→ GOAL OF THE EXERCISE
Scan the data below and pick out the lines containing the word "full".
======
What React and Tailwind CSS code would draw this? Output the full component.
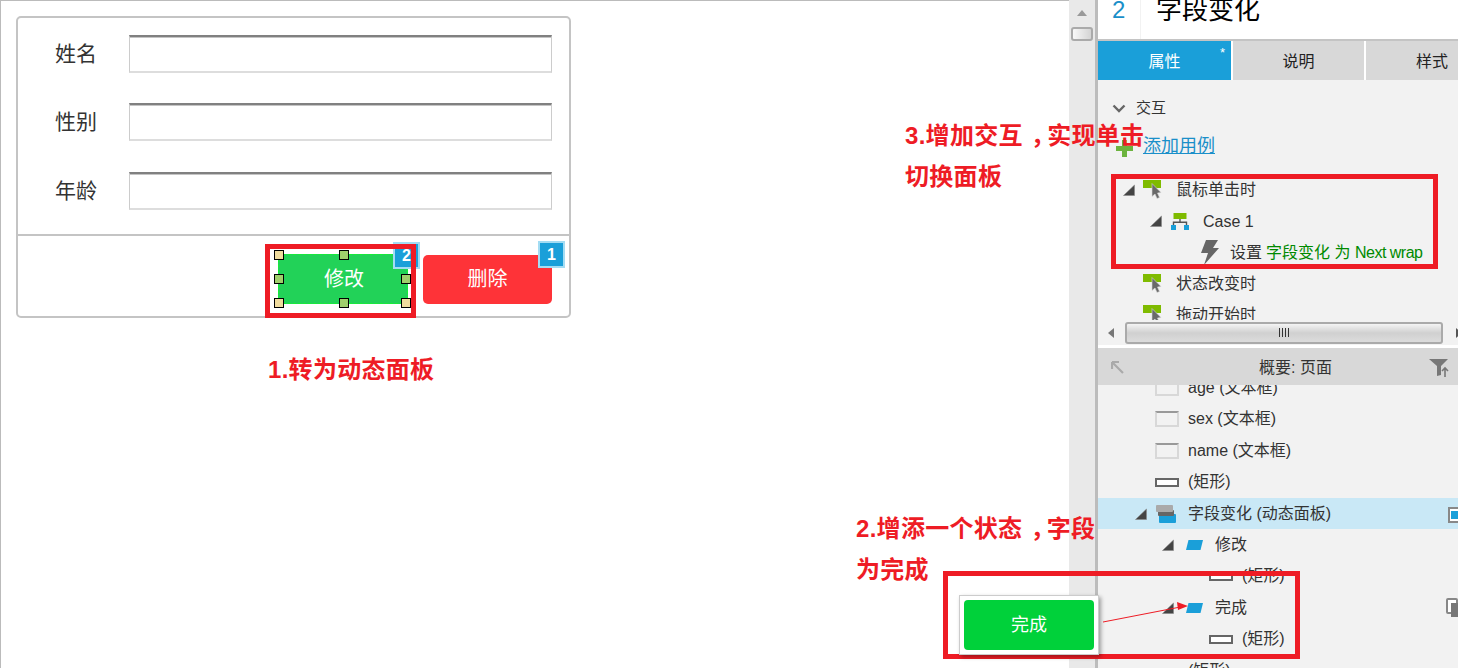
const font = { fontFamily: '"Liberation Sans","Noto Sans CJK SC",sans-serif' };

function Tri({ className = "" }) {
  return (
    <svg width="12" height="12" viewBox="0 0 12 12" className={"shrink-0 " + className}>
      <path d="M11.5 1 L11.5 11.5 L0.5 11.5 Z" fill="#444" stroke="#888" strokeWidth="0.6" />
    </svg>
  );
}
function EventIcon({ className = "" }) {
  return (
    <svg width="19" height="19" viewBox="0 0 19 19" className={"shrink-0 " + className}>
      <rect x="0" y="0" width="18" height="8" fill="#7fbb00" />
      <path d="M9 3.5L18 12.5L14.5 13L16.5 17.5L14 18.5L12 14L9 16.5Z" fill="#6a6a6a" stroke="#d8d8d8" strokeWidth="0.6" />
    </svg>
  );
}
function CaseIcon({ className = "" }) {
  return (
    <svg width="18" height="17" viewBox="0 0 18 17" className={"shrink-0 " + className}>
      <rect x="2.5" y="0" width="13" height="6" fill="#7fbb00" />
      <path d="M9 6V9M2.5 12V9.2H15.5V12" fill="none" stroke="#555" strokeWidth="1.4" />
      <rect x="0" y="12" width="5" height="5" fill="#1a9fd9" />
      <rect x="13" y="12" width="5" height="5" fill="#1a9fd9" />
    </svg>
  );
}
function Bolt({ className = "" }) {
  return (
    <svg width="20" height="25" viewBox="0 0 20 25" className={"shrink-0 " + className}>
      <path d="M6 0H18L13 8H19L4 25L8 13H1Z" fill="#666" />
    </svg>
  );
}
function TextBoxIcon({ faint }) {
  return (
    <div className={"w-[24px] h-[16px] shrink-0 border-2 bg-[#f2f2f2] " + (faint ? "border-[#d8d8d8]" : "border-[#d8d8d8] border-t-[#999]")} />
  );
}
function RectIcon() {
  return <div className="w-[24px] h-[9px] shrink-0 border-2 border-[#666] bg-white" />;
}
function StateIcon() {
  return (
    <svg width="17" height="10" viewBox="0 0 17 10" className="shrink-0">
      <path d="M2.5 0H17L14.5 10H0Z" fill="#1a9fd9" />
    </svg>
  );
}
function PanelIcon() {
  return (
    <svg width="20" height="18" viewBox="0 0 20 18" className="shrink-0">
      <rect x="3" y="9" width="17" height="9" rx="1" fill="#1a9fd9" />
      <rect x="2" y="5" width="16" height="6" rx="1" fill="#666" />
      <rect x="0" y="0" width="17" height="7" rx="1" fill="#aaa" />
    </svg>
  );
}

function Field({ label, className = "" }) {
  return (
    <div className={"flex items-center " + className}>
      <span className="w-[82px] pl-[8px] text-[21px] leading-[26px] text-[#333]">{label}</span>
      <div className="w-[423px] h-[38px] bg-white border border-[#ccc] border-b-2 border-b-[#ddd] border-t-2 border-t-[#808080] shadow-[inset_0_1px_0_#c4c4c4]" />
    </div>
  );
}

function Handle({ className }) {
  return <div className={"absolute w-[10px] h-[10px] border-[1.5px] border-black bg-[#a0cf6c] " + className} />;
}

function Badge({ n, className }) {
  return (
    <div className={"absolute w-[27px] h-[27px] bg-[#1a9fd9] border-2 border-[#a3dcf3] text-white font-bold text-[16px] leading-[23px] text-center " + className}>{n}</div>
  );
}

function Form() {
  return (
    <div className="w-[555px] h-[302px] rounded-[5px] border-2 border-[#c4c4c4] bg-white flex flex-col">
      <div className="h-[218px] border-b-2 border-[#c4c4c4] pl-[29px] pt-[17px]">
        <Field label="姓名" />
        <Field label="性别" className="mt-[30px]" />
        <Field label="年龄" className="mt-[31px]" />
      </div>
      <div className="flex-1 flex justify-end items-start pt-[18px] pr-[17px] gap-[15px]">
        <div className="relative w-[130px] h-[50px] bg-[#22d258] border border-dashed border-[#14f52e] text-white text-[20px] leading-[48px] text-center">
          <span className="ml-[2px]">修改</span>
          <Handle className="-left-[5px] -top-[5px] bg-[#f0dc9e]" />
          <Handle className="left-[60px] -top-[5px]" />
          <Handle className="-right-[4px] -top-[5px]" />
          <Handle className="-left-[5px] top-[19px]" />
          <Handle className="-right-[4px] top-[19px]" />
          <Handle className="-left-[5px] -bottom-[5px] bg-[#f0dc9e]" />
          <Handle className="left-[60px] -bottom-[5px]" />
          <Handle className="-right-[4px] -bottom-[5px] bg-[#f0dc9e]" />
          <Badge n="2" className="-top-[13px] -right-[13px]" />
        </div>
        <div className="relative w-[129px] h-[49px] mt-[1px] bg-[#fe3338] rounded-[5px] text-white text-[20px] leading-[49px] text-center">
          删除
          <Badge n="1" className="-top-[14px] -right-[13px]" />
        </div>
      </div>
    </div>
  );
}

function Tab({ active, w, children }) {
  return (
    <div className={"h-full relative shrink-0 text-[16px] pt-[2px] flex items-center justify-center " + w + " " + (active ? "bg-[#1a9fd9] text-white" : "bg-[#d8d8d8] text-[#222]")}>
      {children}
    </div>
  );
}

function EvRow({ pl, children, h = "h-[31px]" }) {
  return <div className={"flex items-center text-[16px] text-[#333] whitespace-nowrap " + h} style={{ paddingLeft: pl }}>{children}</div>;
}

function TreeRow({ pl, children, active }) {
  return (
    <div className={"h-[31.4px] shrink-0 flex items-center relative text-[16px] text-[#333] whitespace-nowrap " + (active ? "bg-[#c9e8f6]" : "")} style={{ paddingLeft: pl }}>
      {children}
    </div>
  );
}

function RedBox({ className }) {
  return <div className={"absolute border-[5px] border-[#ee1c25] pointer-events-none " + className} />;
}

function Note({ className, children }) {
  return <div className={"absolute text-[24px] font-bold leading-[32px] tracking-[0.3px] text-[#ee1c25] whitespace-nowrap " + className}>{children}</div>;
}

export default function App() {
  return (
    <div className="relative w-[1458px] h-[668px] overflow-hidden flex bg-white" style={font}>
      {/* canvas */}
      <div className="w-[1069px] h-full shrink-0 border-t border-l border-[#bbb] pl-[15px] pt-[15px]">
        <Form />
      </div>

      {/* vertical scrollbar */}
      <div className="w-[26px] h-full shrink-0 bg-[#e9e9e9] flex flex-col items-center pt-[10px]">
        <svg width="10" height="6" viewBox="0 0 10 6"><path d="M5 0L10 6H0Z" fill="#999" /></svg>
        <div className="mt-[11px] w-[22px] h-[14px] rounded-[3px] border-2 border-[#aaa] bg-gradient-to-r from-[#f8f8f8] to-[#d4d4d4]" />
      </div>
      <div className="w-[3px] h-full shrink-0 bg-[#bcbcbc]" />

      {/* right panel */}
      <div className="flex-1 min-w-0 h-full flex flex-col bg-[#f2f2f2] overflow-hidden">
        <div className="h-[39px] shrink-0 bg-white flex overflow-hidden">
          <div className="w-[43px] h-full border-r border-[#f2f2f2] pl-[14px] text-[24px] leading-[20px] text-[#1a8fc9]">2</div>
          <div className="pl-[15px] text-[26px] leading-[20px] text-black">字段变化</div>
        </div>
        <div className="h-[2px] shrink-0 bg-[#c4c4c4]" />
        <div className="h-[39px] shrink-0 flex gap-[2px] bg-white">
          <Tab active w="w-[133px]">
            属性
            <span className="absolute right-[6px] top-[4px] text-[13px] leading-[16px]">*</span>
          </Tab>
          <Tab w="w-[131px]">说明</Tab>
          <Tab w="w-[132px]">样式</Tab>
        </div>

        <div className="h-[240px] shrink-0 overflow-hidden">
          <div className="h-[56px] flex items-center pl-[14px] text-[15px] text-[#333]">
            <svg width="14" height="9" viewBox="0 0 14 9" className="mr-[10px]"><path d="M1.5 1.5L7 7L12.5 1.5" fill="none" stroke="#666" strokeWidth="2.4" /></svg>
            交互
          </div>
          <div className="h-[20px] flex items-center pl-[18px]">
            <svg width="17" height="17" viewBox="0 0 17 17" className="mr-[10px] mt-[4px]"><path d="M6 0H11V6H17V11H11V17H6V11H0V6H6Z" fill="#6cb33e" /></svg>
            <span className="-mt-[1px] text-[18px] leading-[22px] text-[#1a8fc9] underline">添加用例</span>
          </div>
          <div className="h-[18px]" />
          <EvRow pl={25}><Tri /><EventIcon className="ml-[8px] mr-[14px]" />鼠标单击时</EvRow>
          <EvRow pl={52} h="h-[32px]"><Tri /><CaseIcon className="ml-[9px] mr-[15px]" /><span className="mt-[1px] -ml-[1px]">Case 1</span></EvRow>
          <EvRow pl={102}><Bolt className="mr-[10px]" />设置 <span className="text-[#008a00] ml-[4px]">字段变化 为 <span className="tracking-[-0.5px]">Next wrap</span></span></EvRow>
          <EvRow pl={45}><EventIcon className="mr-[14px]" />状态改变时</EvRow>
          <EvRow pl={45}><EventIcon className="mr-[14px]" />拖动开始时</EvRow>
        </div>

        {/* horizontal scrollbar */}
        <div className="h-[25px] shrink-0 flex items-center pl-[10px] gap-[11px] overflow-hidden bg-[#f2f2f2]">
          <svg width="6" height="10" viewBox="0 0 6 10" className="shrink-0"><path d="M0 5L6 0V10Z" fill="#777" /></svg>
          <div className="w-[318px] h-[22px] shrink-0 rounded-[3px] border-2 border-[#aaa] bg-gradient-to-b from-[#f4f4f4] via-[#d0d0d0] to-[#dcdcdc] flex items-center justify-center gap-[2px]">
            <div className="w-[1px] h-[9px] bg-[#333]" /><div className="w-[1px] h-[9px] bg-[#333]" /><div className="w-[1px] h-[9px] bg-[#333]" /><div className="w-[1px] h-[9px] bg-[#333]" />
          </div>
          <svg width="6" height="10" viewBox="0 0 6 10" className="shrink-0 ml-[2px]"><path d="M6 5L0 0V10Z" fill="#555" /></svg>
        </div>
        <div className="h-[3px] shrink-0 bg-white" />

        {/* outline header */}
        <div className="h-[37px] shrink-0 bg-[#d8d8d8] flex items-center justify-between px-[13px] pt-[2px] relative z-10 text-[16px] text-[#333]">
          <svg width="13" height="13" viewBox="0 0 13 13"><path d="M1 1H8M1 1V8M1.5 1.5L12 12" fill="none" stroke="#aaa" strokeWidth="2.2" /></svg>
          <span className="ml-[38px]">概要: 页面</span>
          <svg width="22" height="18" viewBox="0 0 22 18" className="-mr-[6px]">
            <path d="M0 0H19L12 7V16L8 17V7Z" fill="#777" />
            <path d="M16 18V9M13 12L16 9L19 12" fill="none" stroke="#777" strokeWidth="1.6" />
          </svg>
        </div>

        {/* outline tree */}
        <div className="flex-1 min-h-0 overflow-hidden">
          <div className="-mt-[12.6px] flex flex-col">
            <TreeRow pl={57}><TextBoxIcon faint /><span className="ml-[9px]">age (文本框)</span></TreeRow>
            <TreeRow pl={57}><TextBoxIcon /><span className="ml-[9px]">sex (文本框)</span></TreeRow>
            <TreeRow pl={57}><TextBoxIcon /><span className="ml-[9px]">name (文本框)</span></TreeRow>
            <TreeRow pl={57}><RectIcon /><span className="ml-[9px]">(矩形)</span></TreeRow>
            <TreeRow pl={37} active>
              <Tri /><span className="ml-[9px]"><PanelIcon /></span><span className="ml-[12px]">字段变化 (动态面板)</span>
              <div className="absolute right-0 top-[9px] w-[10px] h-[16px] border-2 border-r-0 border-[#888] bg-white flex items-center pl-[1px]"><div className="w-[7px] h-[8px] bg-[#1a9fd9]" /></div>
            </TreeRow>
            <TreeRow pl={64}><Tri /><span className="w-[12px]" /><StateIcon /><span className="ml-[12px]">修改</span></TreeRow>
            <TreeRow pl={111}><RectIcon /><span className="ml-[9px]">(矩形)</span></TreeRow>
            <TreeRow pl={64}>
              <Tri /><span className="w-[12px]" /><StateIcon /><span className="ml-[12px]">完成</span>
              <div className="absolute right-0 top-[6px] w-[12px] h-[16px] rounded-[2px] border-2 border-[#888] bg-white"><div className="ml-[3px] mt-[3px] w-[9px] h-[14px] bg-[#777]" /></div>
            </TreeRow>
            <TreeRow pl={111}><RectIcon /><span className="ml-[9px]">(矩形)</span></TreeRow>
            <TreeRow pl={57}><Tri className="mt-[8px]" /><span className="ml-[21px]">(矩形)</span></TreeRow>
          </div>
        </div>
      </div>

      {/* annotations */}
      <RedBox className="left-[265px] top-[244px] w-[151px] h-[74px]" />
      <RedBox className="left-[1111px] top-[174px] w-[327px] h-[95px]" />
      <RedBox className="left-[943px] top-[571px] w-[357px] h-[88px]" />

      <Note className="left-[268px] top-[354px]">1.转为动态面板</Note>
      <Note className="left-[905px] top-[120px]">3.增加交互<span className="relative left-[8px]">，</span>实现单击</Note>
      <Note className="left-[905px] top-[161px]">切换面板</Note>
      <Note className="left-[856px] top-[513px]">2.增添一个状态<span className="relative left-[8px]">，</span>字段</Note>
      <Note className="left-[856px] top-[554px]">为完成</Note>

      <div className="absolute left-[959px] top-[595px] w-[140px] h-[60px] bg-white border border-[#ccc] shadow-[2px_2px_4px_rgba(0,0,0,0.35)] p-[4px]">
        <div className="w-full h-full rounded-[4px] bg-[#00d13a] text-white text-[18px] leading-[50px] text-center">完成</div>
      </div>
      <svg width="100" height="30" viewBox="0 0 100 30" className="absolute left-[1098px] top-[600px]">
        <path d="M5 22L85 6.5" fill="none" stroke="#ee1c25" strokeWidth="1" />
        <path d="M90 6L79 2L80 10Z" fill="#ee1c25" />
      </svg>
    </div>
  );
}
======
→ SOLUTION BELOW
What React and Tailwind CSS code would draw this? Output the full component.
    <div className={"h-full relative shrink-0 text-[16px] pt-[2px] flex items-center justify-center " + w + " " + (active ? "bg-[#1a9fd9] text-white" : "bg-[#d8d8d8] text-[#222]")}>
      <div className="w-[1069px] h-full shrink-0 border-t border-l border-[#bbb] pl-[15px] pt-[15px]">
      <div className="w-[26px] h-full shrink-0 bg-[#e9e9e9] flex flex-col items-center pt-[10px]">
      <div className="w-[3px] h-full shrink-0 bg-[#bcbcbc]" />
      <div className="flex-1 min-w-0 h-full flex flex-col bg-[#f2f2f2] overflow-hidden">
          <div className="w-[43px] h-full border-r border-[#f2f2f2] pl-[14px] text-[24px] leading-[20px] text-[#1a8fc9]">2</div>
        <div className="w-full h-full rounded-[4px] bg-[#00d13a] text-white text-[18px] leading-[50px] text-center">完成</div>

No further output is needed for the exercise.